The evaluation uses a single environment with a set of manually crafted perturbations, which is unsatisfactory. Further, the comparison with RADIAL is not convincing. First, the l_p perturbation budget is set to 1/255, which might be too small for the attack considered in the paper. Second, it is unfair to compare the vanilla RADIAL with BAT+FCP and BAT+SP since the former is not designed to solve the Overcooked game. It is more reasonable to integrate RADIAL and FCP or SP. In addition to RADIAL, the paper should also include results on SA-MDP (Zhang et al., 2020) and WocaR (Liang et al., 2022), two state-of-the-art defenses against state perturbations in RL, integrated with SP and FCP and adversarially trained using the attack given in the paper.

Semantics-aware state perturbations have been considered in Franzmeyer et al., 2023, which shows that a sophisticated perturbation attack can produce observations consistent with the state-transition function of the intact environment and is, therefore, hard to detect. The attack considered in the current paper can be viewed as a special case of the attack in Franzmeyer et al., 2023.

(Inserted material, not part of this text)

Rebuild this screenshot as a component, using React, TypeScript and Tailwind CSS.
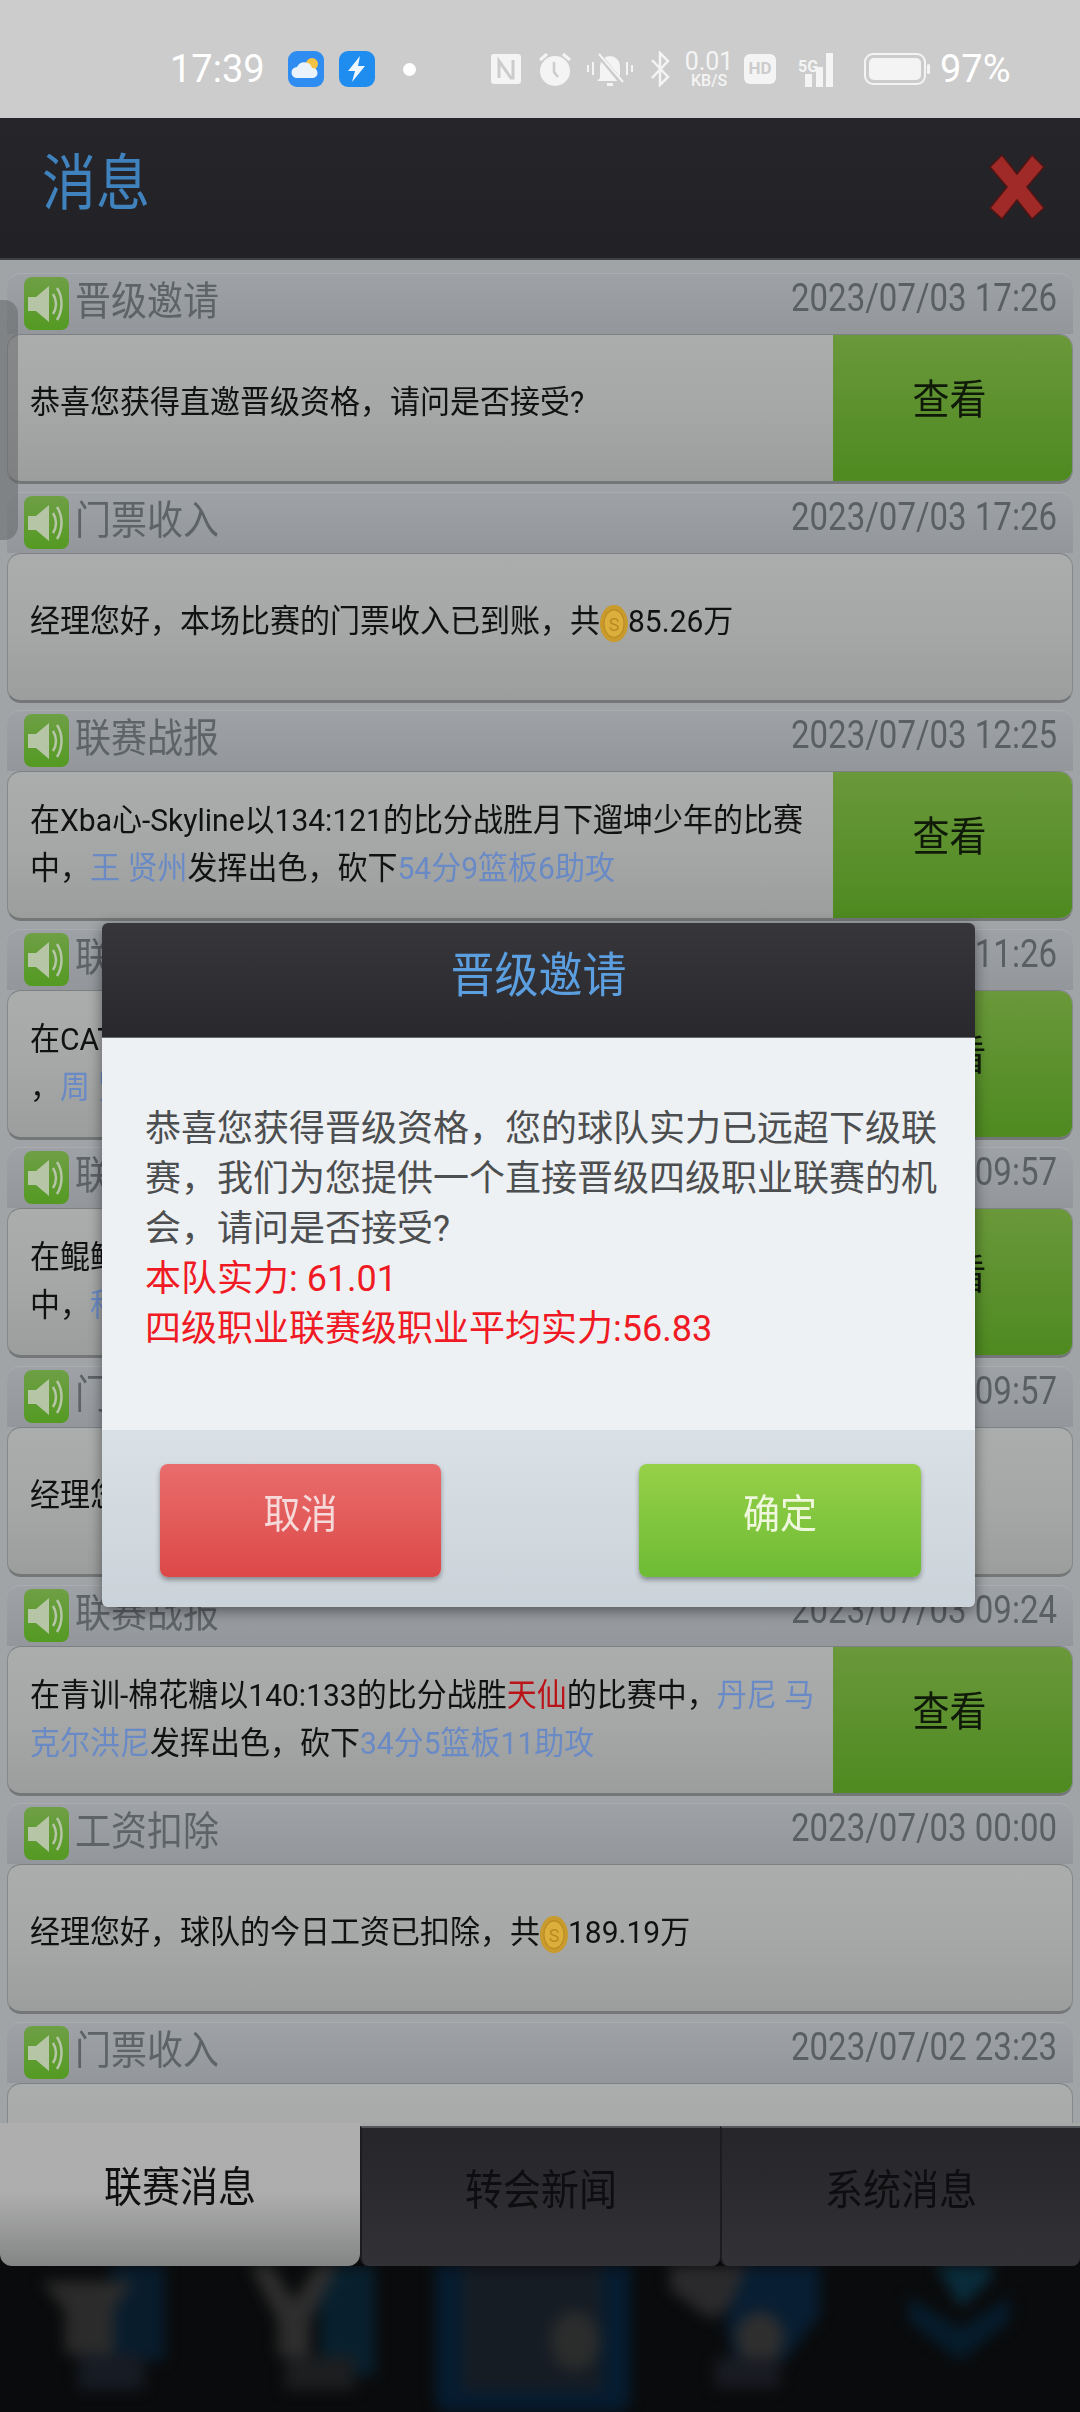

Tim Franzmeyer, Stephen Marcus McAleer, Joao F. Henriques, Jakob Nicolaus Foerster, Philip Torr, Adel Bibi, Christian Schroeder de Witt. Illusory Attacks: Detectability Matters in Adversarial Attacks on Sequential Decision-Makers. AdvML-Frontiers 2023.

问题

In the attack proposed in Section 3.2, it is unclear why considering the whole trajectory as in (3) is needed, given that the state estimate using (2) can be far from accurate. Would a simple myopic attack that manipulates the initial action distribution as much as possible work?

Why is supervised learning needed in addition to fine-tuning in training the robust RL policy? It would help to have an ablation study on this.